Opinion
December 11, 1961
In an action for the partition of certain real property in the Town of Huntington, the defendant appeals: (1) from an interlocutory judgment of the Supreme Court, Suffolk County, entered February 15, 1961, on the jury's special verdict after trial, which decreed, inter alia, that plaintiff and defendant are tenants in common of the premises, that each has an undivided half interest, that partition be made of the premises between the parties according to their respective shares, and that the said "premises * * * be sold at public auction" by a Referee; and (2) from a final judgment of said court entered August 10, 1961, which, inter alia, confirmed the sale and the Referee's report of sale, declared the sale to be "firm and effectual forever", denied defendant's cross motion to vacate the sale, and directed the Referee to execute and deliver his deed. Interlocutory judgment affirmed, without costs. Final judgment reversed, without costs; plaintiff's motion to confirm the sale and the Referee's report of sale, denied; defendant's cross motion to vacate the sale granted; sale vacated; and action remitted to the Special Term for proceedings not inconsistent herewith. The interlocutory judgment directed the sale of the premises, not the sale of the interests of the parties or of such title as they might hold in the premises.
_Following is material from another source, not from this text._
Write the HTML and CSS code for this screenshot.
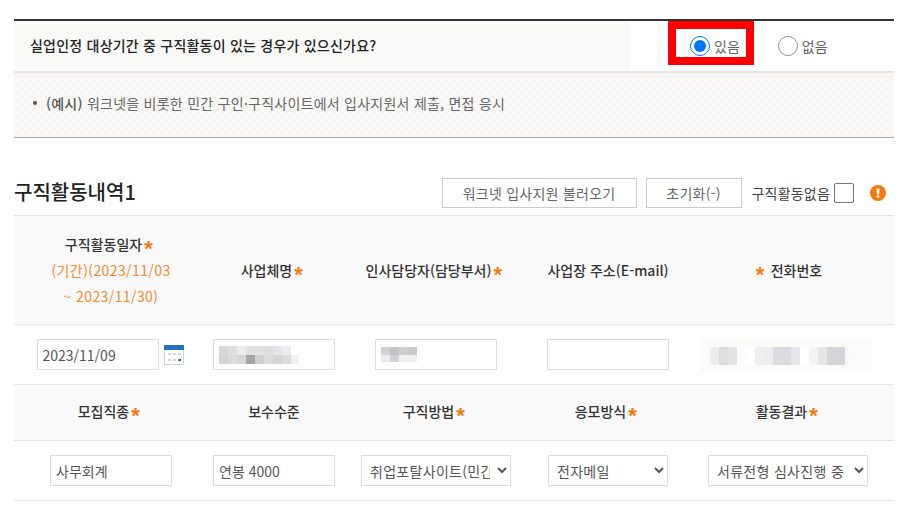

Hence, the Referee acted in excess of his authority: (a) by inserting in the terms of sale the provision that the purchaser should be entitled to "only such title as is held by the plaintiff and defendant"; and (b) by stating on the sale that the successful bidder would be required to accept such title as the sellers had "whether the title be marketable or unmarketable" (cf. Mullins v. Franz, 162 App. Div. 316; Becker v. Muehlig, 221 App. Div. 512, affd. 248 N.Y. 543). The Referee's announcement and imposition of such terms necessarily discouraged bidding. Defendant was entitled to a sale which would yield the best price that could fairly and reasonably be obtained, and where it appears that the sale was not fairly conducted, the court may, and should, set it aside ( Goldberg v. Feltman's of Coney Is., 205 Misc. 858). Nolan, P.J., Christ and Brennan, JJ., concur; Ughetta and Pette, JJ., concur in the affirmance of the interlocutory judgment but dissent from the reversal of the final judgment and vote to affirm such judgment.